Barrier Lyapunov function-based decentralized adaptive neural control for uncertain high-order stochastic nonlinear interconnected systems with output constraints

Abstract

Decentralized adaptive neural backstepping control scheme is developed for uncertain high-order stochastic nonlinear systems with unknown interconnected nonlinearity and output constraints. For the control of high-order nonlinear interconnected systems, it is assumed that nonlinear system functions are unknown. It is for the first time to control stochastic nonlinear high-order systems with output constraints. Firstly, by constructing barrier Lyapunov functions, output constraints are handled. Secondly, at each recursive step, only one adaptive parameter is updated to overcome over-parameterization problems, and RBF neural networks are used to identify unknown nonlinear functions so that the difficulties caused by completely unknown system functions and stochastic disturbances are tackled.
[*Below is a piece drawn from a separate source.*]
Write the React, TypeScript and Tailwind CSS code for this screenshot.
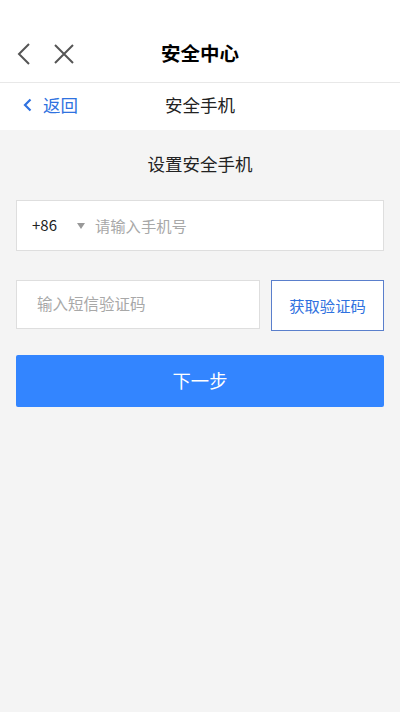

Finally, based on the Lyapunov stability method, the decentralized adaptive control scheme via neural networks approximator is proposed, ultimately reducing the number of learning parameters. It is shown that the designed controller can guarantee all the signals of the resulting closed-loop system to be semi-globally uniformly ultimately bounded (SGUUB), and the tracking errors for each subsystem are driven to a small neighborhood of zero. The simulation studies are performed to verify the effectiveness of the proposed control strategy.